The inability to play nicely with others is a trait common to the very best golfers, conjuring the image of the lone wolf, the self-made man, the cowboy striding alone through the Wild West of fairway and bunker. An image, at least to my mind, of several American players over the years, and that would explain a few things about the Ryder Cup. Time after time, Europe comes out on top despite being weaker man-for-man because they can play better as a team.
Rory, a humble genius from from a tight-knit community, can thrive on the camaraderie of competition in a way that Tiger never could. It was always Tiger against the rest - not just when you looked at the gap on the leaderboard but in the personal relationships he had with the men he ought to have called colleagues but sometimes seemed to look on as courtiers.
In Spieth, McIlroy has a worthy opponent and someone with whom he might have a rivalry for a decade or 15 years.
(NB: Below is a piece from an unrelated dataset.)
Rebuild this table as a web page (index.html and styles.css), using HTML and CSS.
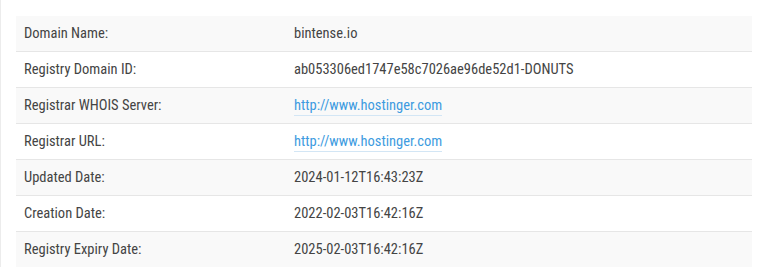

In his post-round TV interview on Sunday night, Rory praised Jordan and then stopped in mid-flow "... I nearly called him a kid there - I mean, the guy ..."
And there's no doubt, it is hard to believe that Spieth is 21. He's so self-possessed. So assured. So balding. Rory said of him: "As a 21-year old he is far more mature than me than when I was 21." A frightening thought.
With the likes of Rickie Fowler and Hideki Matsuyama snapping at their heels, Rory and Jordan could be at the forefront of a new golden age of young golfers. And the rivalry can spur McIlroy on to even great heights.
"I just have to worry about myself and try to play the best that I can. I know if I do that then that No.1 position is pretty safe. Jordan's playing very well - but I know I have the capability to do the same thing."
Spieth's magnificent Masters win was great for golf. But it could also be great for Rory McIlroy.